For impecunious claimants the position is different. Even if a claimant is protected by Jackson LJ’s proposals for qualified one-way costs shifting and increased damages, he would still be liable to his own lawyers for any success fee negotiated by them. And that presupposes that he is able to obtain advice and representation in a market with a reduced number of practitioners.
Alternative funding
Those dangers of a denial of access to justice will exist until alternative means of funding are found. Contingency fee arrangements, and contingency legal aid funds (CLAFs), the favoured alternatives, are insufficiently developed to provide the degree of protection presently afforded to the impecunious claimant. As with success fees, under contingency fee arrangements, the fee will have to be borne by the client out of any damages or costs award in his favour. In relation to CLAFs, Jackson LJ admits to not having been able to produce any viable model for a large scale CLAF.
In its response to Civil litigation costs review: Jackson LJ’s Preliminary Report, the Bar Council submitted that funding issues should be the subject of separate consultation. It is still not too late for such a consultation to be undertaken.
Fast track claims
Case and costs management is a central theme of Jackson LJ’s Final Report. For smaller claims, in the fast and multi-track, there are proposals for increased use of fixed fees, with a view to providing a greater degree of certainty and proportionality in relation to costs. Of course, a balance has to be struck between certainty and proportionality on the one hand and fair remuneration for the amount and complexity of work undertaken on the other. As with Jackson LJ’s funding recommendations, these fast track recommendations may also result in an unwillingness of some lawyers to do fast track claims.
In large commercial cases, and those in specialist areas of law, there is likely to be an increased use of docketing, ie the allocation of particular litigation or cases to a specific judge. While this practice already exists, hopefully, as a result of Jackson LJ’s recommendation that all judges should identify their particular expertise, more requests for docketing will be acceded to.
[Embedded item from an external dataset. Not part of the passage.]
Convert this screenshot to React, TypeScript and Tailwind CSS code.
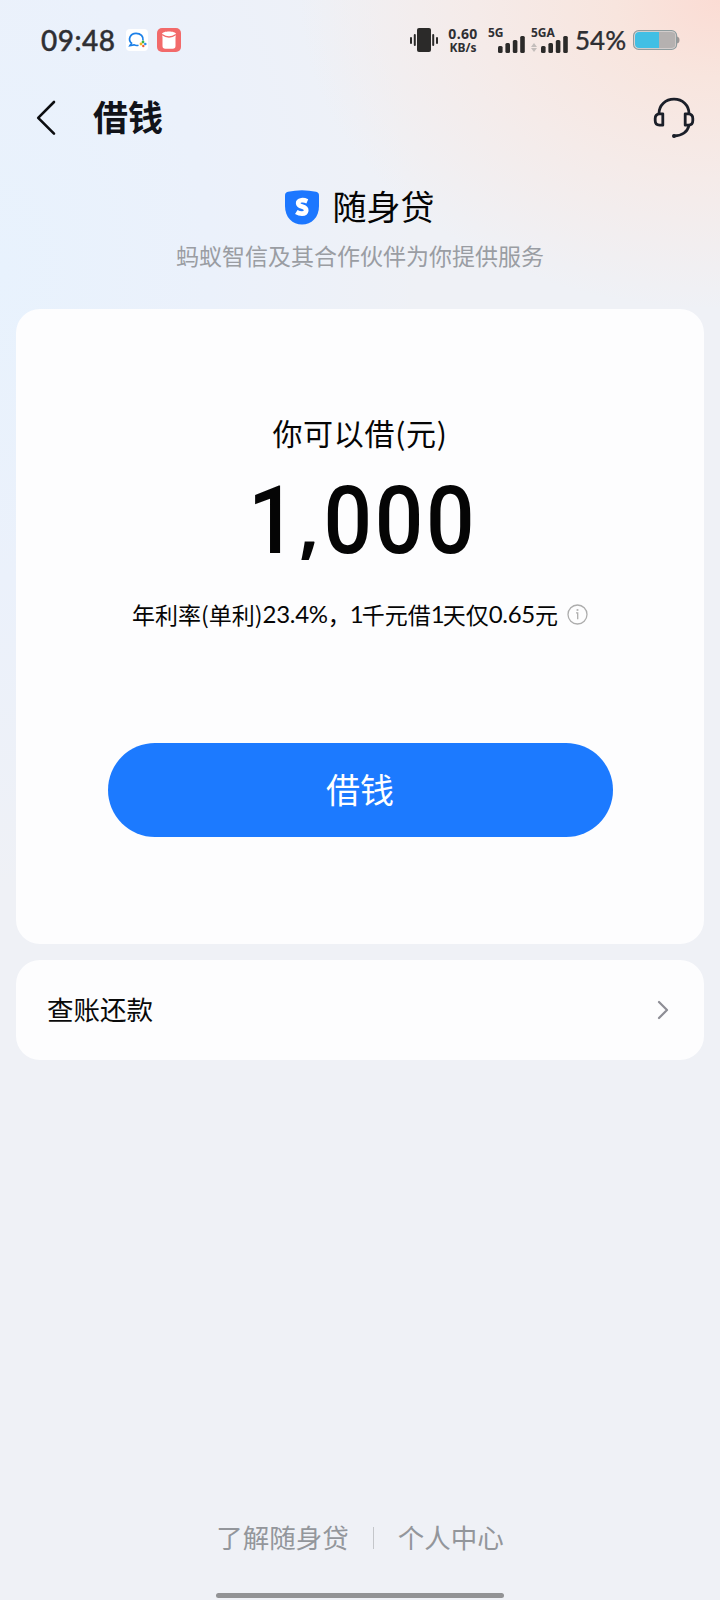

Jackson LJ also recommends that every interim hearing should be an occasion for effective case management, where “a judge of relevant expertise takes a grip on the case, identifies the issues and gives directions which are focused upon the early resolution of those issues.” As an adjunct to case management, Jackson LJ recommends costs training for judges, barristers and solicitors, in the assessment of costs, costs budgeting and costs management.
Costs management
Two important points emerge. First, the courts, and the lawyers who practise in them, should be more proactive in addressing the requirements of those who use their services. The results of the Long Trials Working Party in the Commercial Court are a testament to what can be achieved with consultation and co-operation between all court users and the Court Service itself.
Second, Jackson LJ has produced an array of interlocking reforms for case and costs management. Their successful implementation is dependent, at least in part, upon the availability of adequate funding by the Treasury, as additional burdens are placed on judges, and on the Judicial Studies Board. Whether that funding is made available remains to be seen.